Schmuland: Were there any other reasons you chose Nasuni as your go-to cloud partner over other alternatives?

Thomas: As I mentioned earlier provisioning additional storage with Nasuni was easy and on-demand. We also liked how Nasuni’s pricing model is both competitive and predictable. Plus, they also offer integrated backup and disaster protection for patient files and they let us hold our own encryption keys–which means that neither Microsoft nor Nasuni can access patient data. The other major reason we chose Nasuni is that they built their solution on top of Microsoft Azure, which gives us the level of security, geo-redundancy, and disaster recovery, as well as compliance documentation to be confident that our data is secure.

When it comes to retrieval, we are able to ensure clinicians have rapid access to images without cloud latency using Nasuni edge appliances, which intelligently cache files locally. We are also able to pre-load large, historical file sets if they are needed for a patient visit the next day into the Nasuni edge appliances. Overall, Nasuni/Azure provides a very comprehensive cloud solution.

Schmuland: Many health organizations, like ARA, understand the business justification for moving to the cloud, but unlike ARA, many of these same health organizations are delaying their move to the cloud because of security and compliance concerns. Did your leadership team have concerns around security and compliance and, if so, how did you address them?

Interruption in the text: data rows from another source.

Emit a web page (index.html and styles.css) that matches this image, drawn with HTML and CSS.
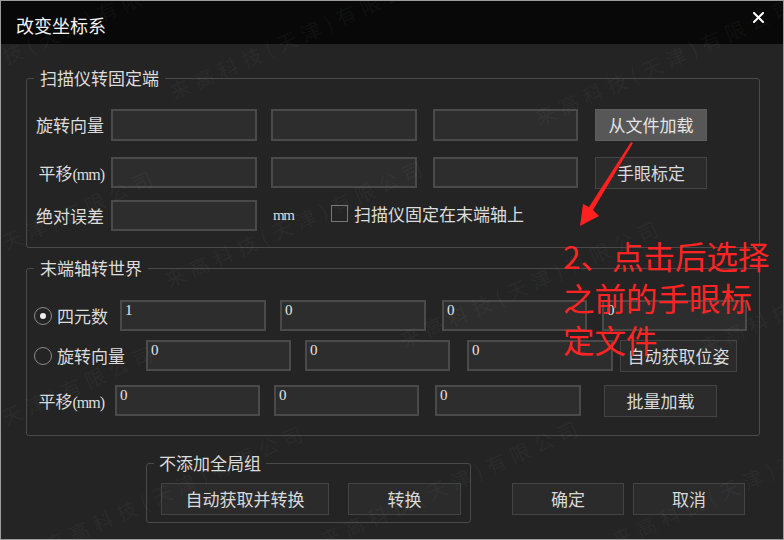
FILE: index.html
```html
<!DOCTYPE html>
<html lang="zh-CN">
<head>
<meta charset="utf-8">
<title>改变坐标系</title>
<link rel="stylesheet" href="styles.css">
</head>
<body>
<div class="window">
  <div class="titlebar">
    <span class="title">改变坐标系</span>
    <svg class="close" width="11" height="11" viewBox="0 0 11 11"><path d="M1 1 L10 10 M10 1 L1 10" stroke="#ffffff" stroke-width="2" stroke-linecap="square"/></svg>
  </div>

  <div class="content">
    <fieldset class="group g1">
      <legend>扫描仪转固定端</legend>
      <div class="row">
        <span class="lbl lbl-g1">旋转向量</span>
        <div class="field w146"></div>
        <div class="field w146 ml14"></div>
        <div class="field w145 ml16"></div>
        <button class="btn btn-hot w112 ml17">从文件加载</button>
      </div>
      <div class="row mt16">
        <span class="lbl lbl-g1">平移<span class="latin">(mm)</span></span>
        <div class="field w146"></div>
        <div class="field w146 ml14"></div>
        <div class="field w145 ml16"></div>
        <button class="btn w112 ml17">手眼标定</button>
      </div>
      <div class="row mt10">
        <span class="lbl lbl-g1">绝对误差</span>
        <div class="field w146"></div>
        <span class="unit">mm</span>
        <span class="check"></span>
        <span class="check-text">扫描仪固定在末端轴上</span>
      </div>
    </fieldset>

    <fieldset class="group g2">
      <legend>末端轴转世界</legend>
      <div class="row">
        <span class="opt opt-a"><span class="radio on"></span><span class="opt-text">四元数</span></span>
        <div class="field w146">1</div>
        <div class="field w146 ml14">0</div>
        <div class="field w145 ml16">0</div>
        <div class="field w145 ml15">0</div>
      </div>
      <div class="row mt9">
        <span class="opt opt-b"><span class="radio"></span><span class="opt-text">旋转向量</span></span>
        <div class="field w145">0</div>
        <div class="field w145 ml14">0</div>
        <div class="field w146 ml17">0</div>
        <button class="btn w117 ml7">自动获取位姿</button>
      </div>
      <div class="row mt13">
        <span class="lbl lbl-c">平移<span class="latin">(mm)</span></span>
        <div class="field w145">0</div>
        <div class="field w145 ml14">0</div>
        <div class="field w146 ml16">0</div>
        <button class="btn w113 ml23">批量加载</button>
      </div>
    </fieldset>

    <div class="bottom">
      <fieldset class="group g3">
        <legend>不添加全局组</legend>
        <div class="row">
          <button class="btn w168 ml14">自动获取并转换</button>
          <button class="btn w113 ml19">转换</button>
        </div>
      </fieldset>
      <button class="btn w112 ml41 foot">确定</button>
      <button class="btn w112 ml9 foot">取消</button>
    </div>
  </div>

  <div class="watermark" aria-hidden="true">
    <span class="wm wm0">来高科技(天津)有限公司</span>
    <span class="wm wm1">来高科技(天津)有限公司</span>
    <span class="wm wm2">来高科技(天津)有限公司</span>
    <span class="wm wm3">来高科技(天津)有限公司</span>
    <span class="wm wm4">来高科技(天津)有限公司</span>
    <span class="wm wm5">来高科技(天津)有限公司</span>
    <span class="wm wm6">来高科技(天津)有限公司</span>
    <span class="wm wm7">来高科技(天津)有限公司</span>
    <span class="wm wm8">来高科技(天津)有限公司</span>
    <span class="wm wm9">来高科技(天津)有限公司</span>
    <span class="wm wm10">来高科技(天津)有限公司</span>
  </div>

  <svg class="arrow" width="784" height="540" viewBox="0 0 784 540">
    <polygon points="630,141 632,142 592,209 598,215 579,225 582,203 588,206" fill="#ff2020"/>
  </svg>
  <div class="note">2、点击后选择<br>之前的手眼标<br>定文件</div>
</div>
</body>
</html>
```

FILE: styles.css
```css
* { box-sizing: border-box; }

body {
  margin: 0;
  background: #242424;
  font-family: "Liberation Serif", "Noto Sans CJK SC", serif;
}

.window {
  position: relative;
  width: 784px;
  height: 540px;
  border: 1px solid #9c9c9c;
  background: #242424;
  color: #dcdcdc;
  font-size: 17px;
  overflow: hidden;
}

.titlebar {
  height: 43px;
  background: #080808;
  display: flex;
  align-items: flex-start;
  justify-content: space-between;
  padding: 0 19px 0 15px;
}

.title {
  margin-top: 12px;
  font-family: "Noto Sans CJK SC", sans-serif;
  font-size: 18px;
  line-height: 24px;
  color: #f2f2f2;
}

.close { margin-top: 11px; }

.content { display: flex; flex-direction: column; align-items: flex-start; }

.group {
  margin: 0;
  border: 1px solid #4a4a4a;
  border-radius: 3px;
  min-inline-size: 0;
}

.group legend {
  margin-left: 7px;
  padding: 0 6px;
  font-family: "Noto Sans CJK SC", sans-serif;
  font-size: 17px;
  line-height: 24px;
  color: #dcdcdc;
}

.g1 { margin: 22px 0 0 25px; width: 734px; padding: 19px 0 16px 0; }
.g2 { margin: 8px 0 0 25px; width: 734px; padding: 20px 0 17px 0; }

.row { display: flex; align-items: flex-start; }

.mt9 { margin-top: 9px; }
.mt10 { margin-top: 10px; }
.mt13 { margin-top: 13px; }
.mt16 { margin-top: 16px; }

.lbl {
  text-align: right;
  font-family: "Noto Sans CJK SC", sans-serif;
  line-height: 31px;
  white-space: nowrap;
}
.lbl-g1 { width: 84px; padding-right: 7px; }
.lbl-c { width: 88px; padding-right: 11px; }

.latin {
  font-family: "Liberation Serif", serif;
  font-size: 16px;
  letter-spacing: -1px;
}

.field {
  height: 31px;
  border: 2px solid #4a4a4a;
  background: #2d2d2d;
  padding: 0 0 0 3px;
  font-family: "Liberation Serif", serif;
  font-size: 15px;
  line-height: 17px;
  color: #e6e6e6;
}
.g1 .row:first-child .field, .g1 .row:nth-child(2) .field { height: 32px; }

.w112 { width: 112px; }
.w113 { width: 113px; }
.w117 { width: 117px; }
.w145 { width: 145px; }
.w146 { width: 146px; }
.w168 { width: 168px; }

.ml7 { margin-left: 7px; }
.ml9 { margin-left: 9px; }
.ml14 { margin-left: 14px; }
.ml15 { margin-left: 15px; }
.ml16 { margin-left: 16px; }
.ml17 { margin-left: 17px; }
.ml19 { margin-left: 19px; }
.ml23 { margin-left: 23px; }
.ml41 { margin-left: 41px; }

.btn {
  height: 32px;
  margin-top: 0;
  margin-bottom: 0;
  padding: 0;
  border: 1px solid #444444;
  background: #2b2b2b;
  color: #dadada;
  font-family: "Noto Sans CJK SC", sans-serif;
  font-size: 17px;
  line-height: 28px;
}
.btn-hot { background: #575757; border-color: #5e5e5e; color: #e4e4e4; }

.unit {
  width: 74px;
  padding-left: 16px;
  font-family: "Liberation Serif", serif;
  font-size: 15px;
  letter-spacing: -1.5px;
  line-height: 31px;
}

.check {
  width: 17px;
  height: 17px;
  margin-top: 5px;
  border: 1px solid #777777;
}
.check-text {
  margin-left: 6px;
  font-family: "Noto Sans CJK SC", sans-serif;
  line-height: 28px;
}

.opt {
  display: flex;
  align-items: center;
  height: 31px;
  padding-left: 7px;
  font-family: "Noto Sans CJK SC", sans-serif;
}
.opt-a { width: 93px; }
.opt-b { width: 119px; }
.opt-text { margin-left: 5px; }

.radio {
  width: 18px;
  height: 18px;
  border: 1px solid #8a8a8a;
  border-radius: 50%;
  display: flex;
  align-items: center;
  justify-content: center;
}
.radio.on::after {
  content: "";
  width: 6px;
  height: 6px;
  border-radius: 50%;
  background: #f0f0f0;
}

.bottom { display: flex; align-items: flex-end; margin-top: 15px; }
.g3 { margin: 0 0 0 145px; width: 325px; padding: 8px 0 7px 0; }
.g3 legend { padding: 0 5px; }
.foot { margin-bottom: 8px; }

.watermark {
  position: absolute;
  inset: 0;
  pointer-events: none;
}
.wm {
  position: absolute;
  white-space: nowrap;
  font-family: "Noto Sans CJK SC", sans-serif;
  font-size: 20px;
  line-height: 24px;
  letter-spacing: 6px;
  color: rgba(255, 255, 255, 0.05);
  transform: rotate(-24deg);
  transform-origin: 0 50%;
}
.wm0 { left: -69px; top: 76px; }
.wm1 { left: 170px; top: 80px; }
.wm2 { left: 535px; top: 106px; }
.wm3 { left: -105px; top: 278px; }
.wm4 { left: 165px; top: 268px; }
.wm5 { left: 400px; top: 328px; }
.wm6 { left: -105px; top: 453px; }
.wm7 { left: 700px; top: 335px; }
.wm8 { left: 45px; top: 533px; }
.wm9 { left: 320px; top: 528px; }
.wm10 { left: 612px; top: 528px; }

.arrow { position: absolute; left: 0; top: 0; pointer-events: none; }

.note {
  position: absolute;
  left: 562px;
  top: 233px;
  font-family: "Noto Sans CJK SC", sans-serif;
  font-size: 31.5px;
  line-height: 42px;
  color: #ff2424;
  white-space: nowrap;
}
```
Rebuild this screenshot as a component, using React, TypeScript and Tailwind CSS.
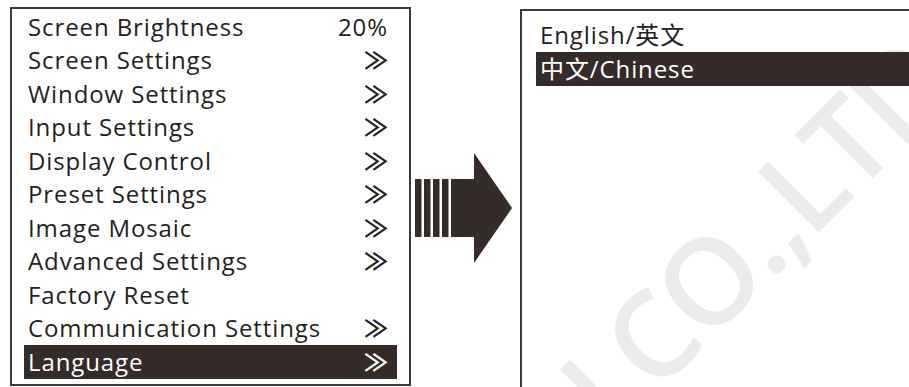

Thomas: Sure, there were concerns at first, until we understood that the Nasuni/Azure solution we were looking at was completely HIPAA compliant. Along with the business case, I shared several analyst reports like a recent one from Gartner stating that cloud service providers in the health industry are in most cases more secure than healthcare providers’ internal IT services. Knowing that Nasuni’s Azure-based solution was secure and compliant by design gave our leadership team confidence to move to the cloud. At the same time we knew that, for our clients that weren’t yet ready to move to the cloud, we could keep their storage on-premise until the time came when they were ready to make the move.